What is Personal Data
Personal data is any information identified with a recognized or recognizable individual. Individuals are identified by their data, especially by reference to identification such as; identity number, data collected from online shopping using debit/credit cards, account data, number plate, individual address, and telephone lines. Personal data could also refer to any information associated with an individual in any way.
Since the definition states that “any information,” it can be assumed that personal data should be widely deciphered as possible, this is likewise recommended in the case-law of the European Court of Justice, which also regards less explicit data, for instance; information showing details of an employee’s working hours including breaks and other hours that do not cover working hours during the day. Written answers from a student during a test and remarks given by the examiner are perceived as personal data provided that the student can be theoretically identified. The same principle applies to IP addresses concerning personal data. Suppose the one who controls a website or mobile application data base has the legal jurisdiction to constrain users to information that allows him to access information about the user of an IP address. In that case, this is also considered personal data.
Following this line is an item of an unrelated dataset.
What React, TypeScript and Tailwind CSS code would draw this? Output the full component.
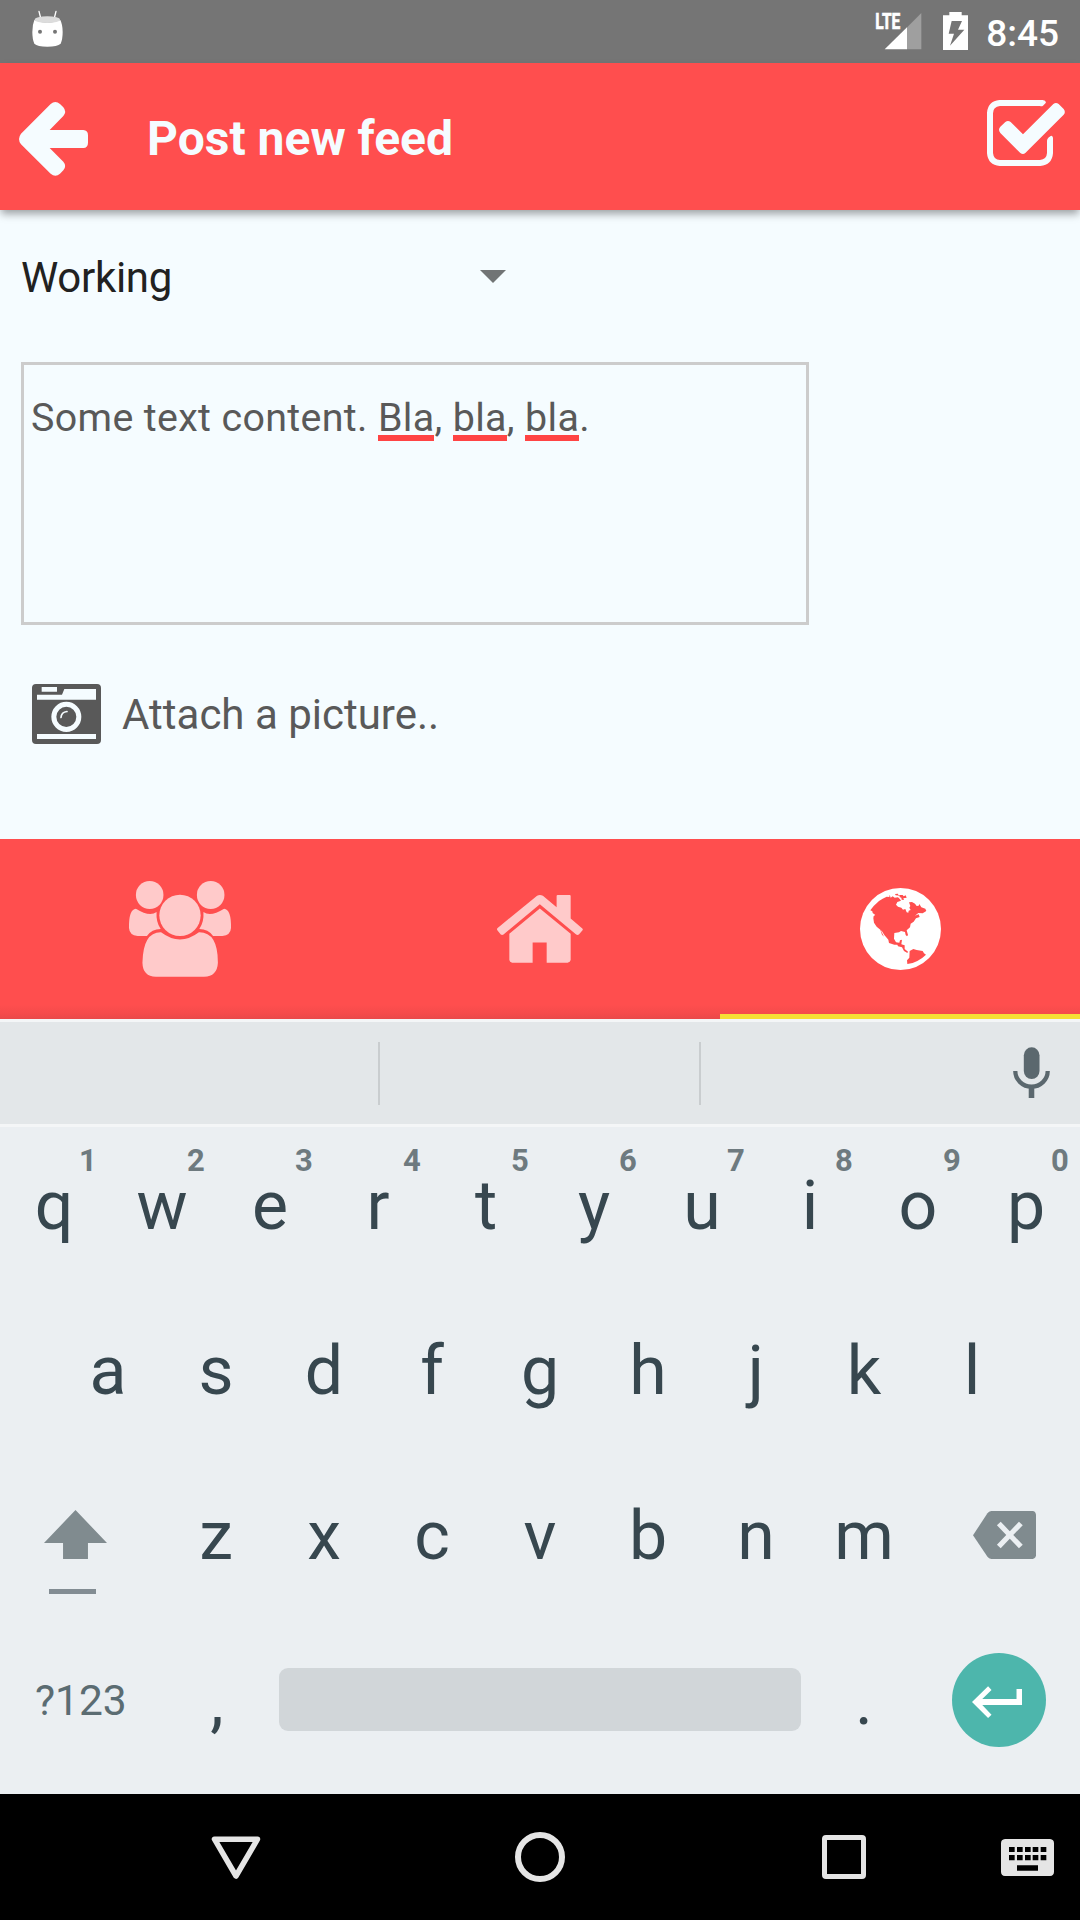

It is important to note that personal data is not always objective as it could be subjective. Opinions, judgments, and estimates could be considered subjective information. For instance, an employer’s evaluation of a person and work performance is a subjective perspective of personal data.
Based on the General Data Protection Regulation, the law emphasizes that personal data must allude to a natural person. In essence, data protection does not apply to information regarding legal entities such as institutions and corporations. However, for natural persons, protection begins and is treated with legal backing. Hence, data should be assignable to identifiable living people to be considered personal.